EK: I want the leaves to stay where they are, because it’s fall!
Talking about someone saying something mean to EK at school…
Me: You know what? Sometimes people say mean things. I don’t know that boy, so I can’t really make him stop. But you can tell him the truth, and that he’s wrong, and walk away.
J: I can make him stop! I can do this thing! I will make him stop and get my light savers (sabers, obvi) and make him stop!
J’s preschool teacher told me this: J is very smart. He is able to remember details from the stories we read the next day. Although, when we read about Noah, I asked the children, “What did God put up in the sky after the flood?” And J kept saying, “Duck!”
J: Here, D. I got your bee swaddle! Zzzzzzz…. (He puts it on D’s head.) Look, Mom! Where did D go?!
G-Daddy to EK: You have your shoes on the wrong feet.
EK, crossing her ankles: Now they’re on the right feet.
J: Mom! Look what I picked!
Me: A booger?
EK: I want Cinderella’s pink dress.
Me: But Cinderella doesn’t wear a pink dress.
EK: Yeah she does. She has one from her mice.
J, holding out his hand: I catched it!
Me: Caught what?
J: My spit!
Twenty-first century kids…
EK: I want to hear the train song.
J: We can’t pull it up.
Bee stings from two weeks ago…
EK: When we get home, I would like a little ice for my stung. It was a couple weeks ago but it’s still there and it’s still hurting. That night when our friends were here? It’s still a sting and it hurts.
Some tidbits from a ride home one evening…

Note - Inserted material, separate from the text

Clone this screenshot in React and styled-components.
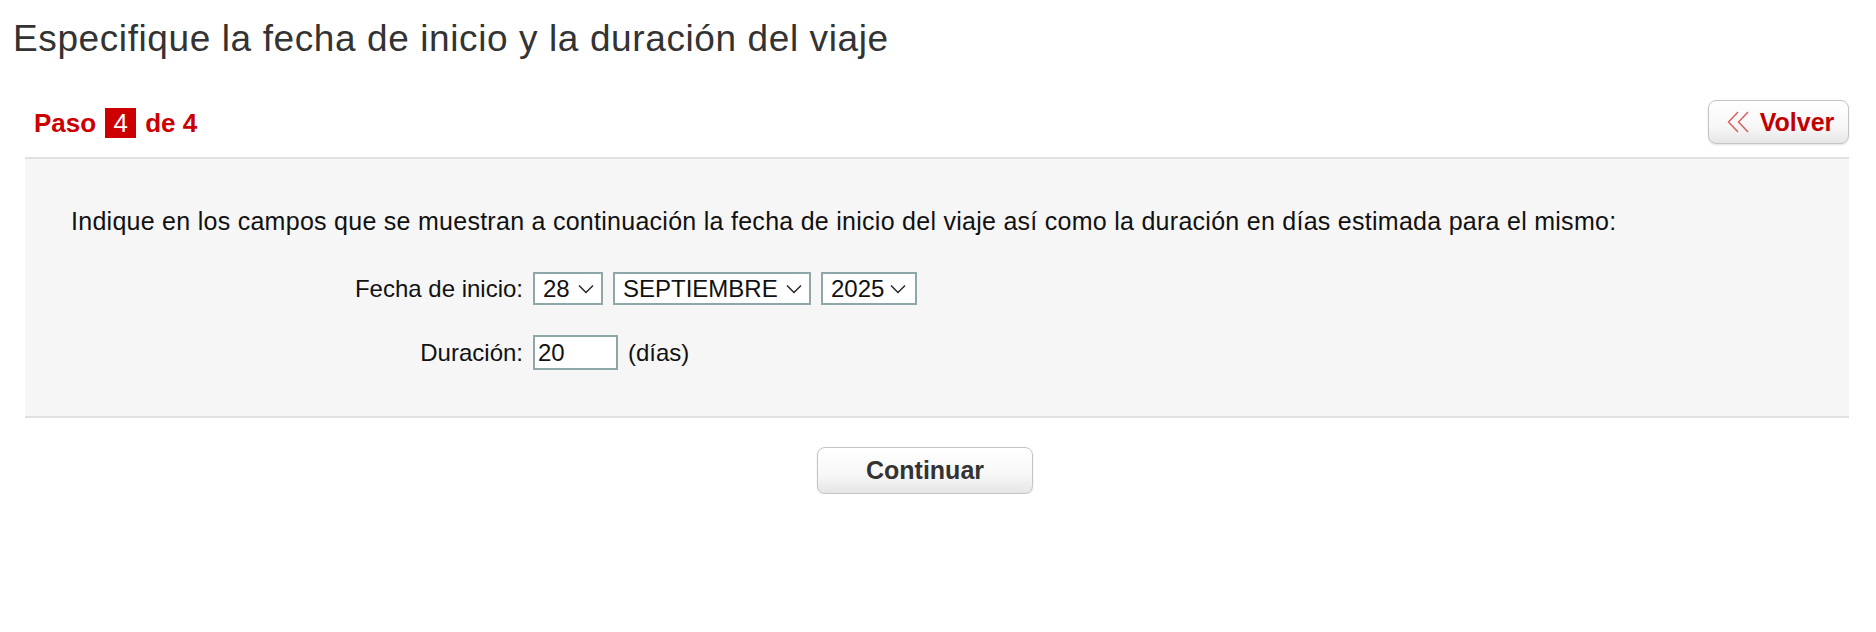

J: I could see some lights that I could see!
EK: And I see some trees!
J: I see some broccolis, mama!
EK: Um, um, um, um, um… how many times did I say um, mom?!
J: I’m still hungry. How much am I hungry, mom?
EK: When will I be home?
All in the same convo.
After we put the kids to bed, and we’re getting to bed ourselves, J comes up, asking for extra snuggles. Hubby and I hop on the bed for a couple of minutes of snuggling. After a sweet 30 seconds, J exclaims, “Somebody stinks.” and hops off the bed. Um, goodnight?
What are your kids talking about? Are they as random as mine?